There have been murder convictions with no body.
Personally, I thought it obvious that Caylee died from being unable to breathe. I would have voted first degree murder.
I admit I haven’t followed this case at all, but how could a judge allow such speculative and unfounded testimony regarding the alleged actions of the father etc? It sounds like this judge was as idiotic as the jury, and there should have been a mistrial.
How many “correct” decisions did juries make yesterday?
Then why duct tape over the mouth and nose?
You don't cover up an accident with duct tape around the head/mouth/nose. I can understand hiding the remains in a plastic bag, maybe, but duct taping? What would have been the point?
Disclaimer - this is one piece of evidence I latched on to. I didn't watch the entire proceeding, nor am I familiar with all the other evidence or facts as presented to the jury. So, I may be speaking out of ignorance, and if I am, please correct me.
The jury was wrong.
There is no reasonable doubt that Casey killed the child.
This was the fling manufactured crap at a fan defense (maybe Martians did it), and the jury of 7 women was going to set Casey free when her mother Cindy signaled to them that she was on Casey’s side, by her obviously false testimony on the Internet searches.
Doesn’t mean we should get rid of the jury system, though.
A world-renowned forensic pathologist testified on Saturday at the Casey Anthony murder trial that duct tape found near the remains of Ms. Anthonys 2-year-old daughter was not affixed to her face until after the child was already dead.
I think the duct tape was a later event, not an early event, Dr. Werner Spitz told the jury. He added that it was introduced after decomposition.
The testimony is significant because it is in direct opposition to the prosecutions theory that Anthony killed her daughter, Caylee, by smothering her with pieces of duct tape pressed firmly over the toddlers nose and mouth.
Nazi war criminals were hung based on circumstantial evidence (there is no smoking gun document ordering the Holocaust). Circumstantial evidence is enough.
Apparently not in this case, though.
I was talking to our trial lawyer about a lawsuit my company’s bringing to court.
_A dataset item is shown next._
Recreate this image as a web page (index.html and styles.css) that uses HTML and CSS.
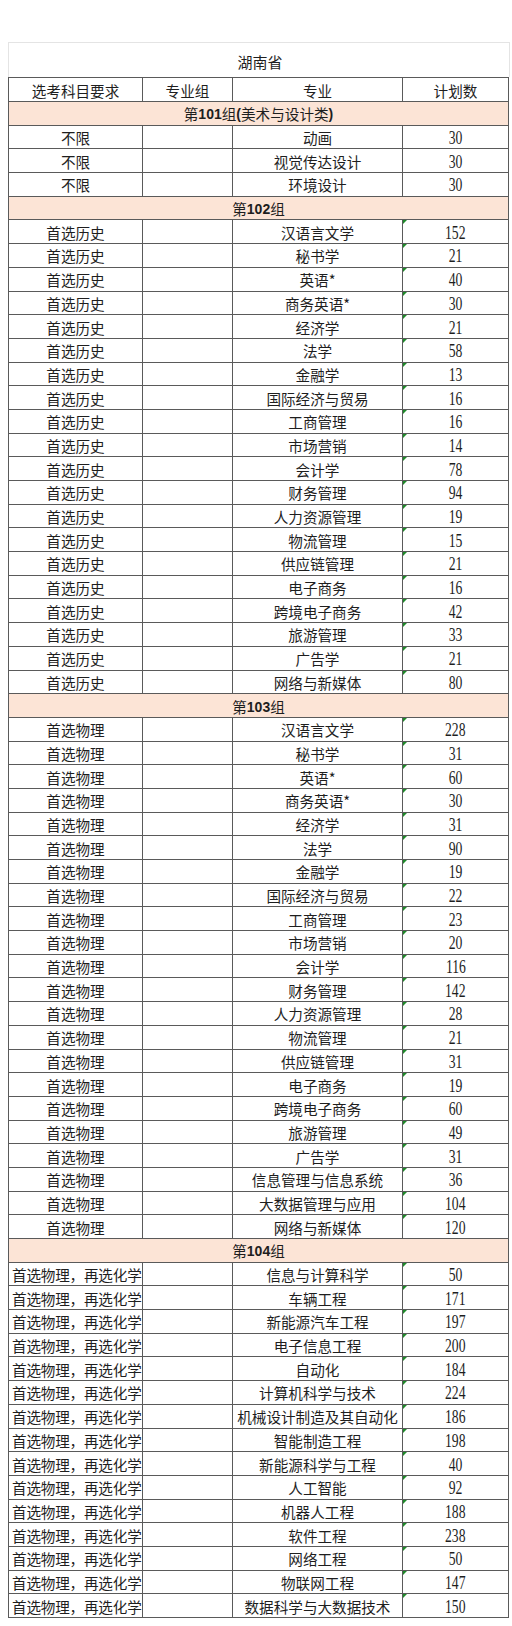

He told me “Juries are the dumbest people on earth. Sometimes I have all the evidence, and I lose. Sometimes I have absolutely no evidence and a bad case and I win”
One pathologist’s opinion (at $400+/hr.) is worth what? All such testimony evokes is more questions. How long after death? Minutes? Hours? Months? But more importantly WHY? What’s reasonable here? If, in fact, a proof actually exists for the post-mortem placement of the tape, then the motive for such placement assuredly doesn’t. Are we then simply to dismiss the taping as a random act? Or to accept it as a fact (in which, apparently, even the defense concurred by buying the expert testimony that established its existence)?
Creates reasonable doubt.
If a prosecutor bets the whole ball of wax on a first degree murder conviction, when the evidence may only support (or more likely support a conviction on a lesser charge) he risks confusing the jury and getting a loss. That is what I think happened here.
I remember I was in a bookstore with my two year old daughter when we got separated for about 3 minutes. After panicking and running around looking through the bookshelves I ran to the counter to make an announcement.
The fact that the woman didn’t call for an entire month is proof enough of her guilt. Anyone seeking anything more has been watching way too much TV.